Since 2012, Chet Kanojia has been building a business, backed by the media mogul Barry Diller, with ambitions to join that cohort. His start-up, Aereo, uses tiny remote antennas to capture broadcast TV signals and store them in the cloud, where consumers can watch them on a device of their choosing — no cable box, no cable bundle and most important, no expensive cable bill.

Instead, consumers pay $8 to $12 a month to watch almost live — there is a delay of a few seconds — and recorded programs from the major broadcast networks and public television. It’s a threat to both the lucrative cable bundle and the networks that receive rich fees for being part of that cable package. Aereo would give so-called cord cutters the means to assemble a more affordable package of online streaming options like Amazon Prime, Apple TV or Netflix, and still spend a Sunday afternoon watching the N.F.L. and “60 Minutes” immediately afterward. As antenna-driven viewing has dropped and digital consumption has surged, Aereo is a way to put old wine in a new bottle.

It is a crafty workaround to existing regulations, which rides on the Cablevision court ruling in 2008, which held that consumers had the right, through their cable boxes, to record programming. But then, cable companies pay broadcasters billions in so-called retransmission fees while Aereo pays them exactly nothing. (And the case is not just about Aereo — it opens the gate for cable companies or others to build a similar service and skip the billions in payments to the networks.)

The broadcast networks have a technical legal term for this particular innovation — theft — and they have been trying to shut down Aereo from the start.

It all collides on Tuesday, when the Supreme Court will hear the case American Broadcasting Companies v. Aereo. It will be up to the court to decide whether the service is a consumer-friendly reskinning of the broadcast universe or just one more example of an Internet pirate trying to loot copyrighted content. In some senses, the case is as big of a deal as the Betamax ruling in 1984, which allowed consumers to record programming.

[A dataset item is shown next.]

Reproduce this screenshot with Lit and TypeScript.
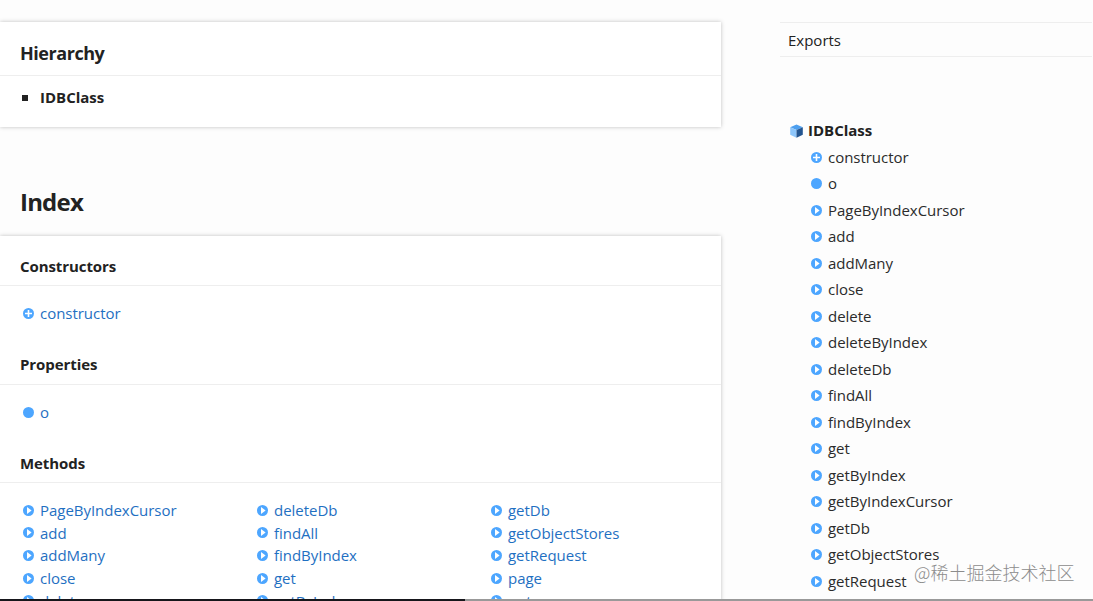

“This is the Sony Betamax of this century,” Mr. Kanojia said on the phone last week, citing a case that is likely to come up a lot on Tuesday.

The entertainment industry hated the Betamax decision and said it would lead to ruin — it didn’t — and the networks are just as opposed to a federal appeals court ruling last year to let what they see as Aereo’s chronic, classic infringement continue. In the broadcasters’ brief asking the Supreme Court to reverse that decision, Aereo was described as “an entire business model premised on massive and unauthorized commercial exploitation of copyrighted works.”

As a matter of copyright law, television programs can be shown only by those who have that right or a license to do so. That’s why bars and hotels must pay a fee for the programming they show on their televisions. And broadcasters say that Aereo is similarly a middleman that should pay for what they consider a public performance.

Aereo was conceived in the belief that because the consumer is the one who is pushing the button to watch live or recorded programming, that transaction is one-to-one and not a public performance. That the DVR is in the cloud and the antenna is remote is, in Aereo’s view, beside the point. In its arguments, Aereo embraces both the past (consumers have been using VCRs and then DVRs to record programming for decades) and the future (everything from Dropbox to Google Drive lets the consumer store what he wishes without any liability on the provider’s part). (...)

I spent time in Hollywood last week chatting with various executives, and Aereo was described variously as “a fencing operation peddling stolen goods” and “thieves masquerading as innovators.” That’s about as friendly as it got: Aereo may be small — Mr. Diller called it “a pimple” — but it represents something mighty important. If Aereo is allowed to store and transmit signals without payment, the television industry will be profoundly reconfigured.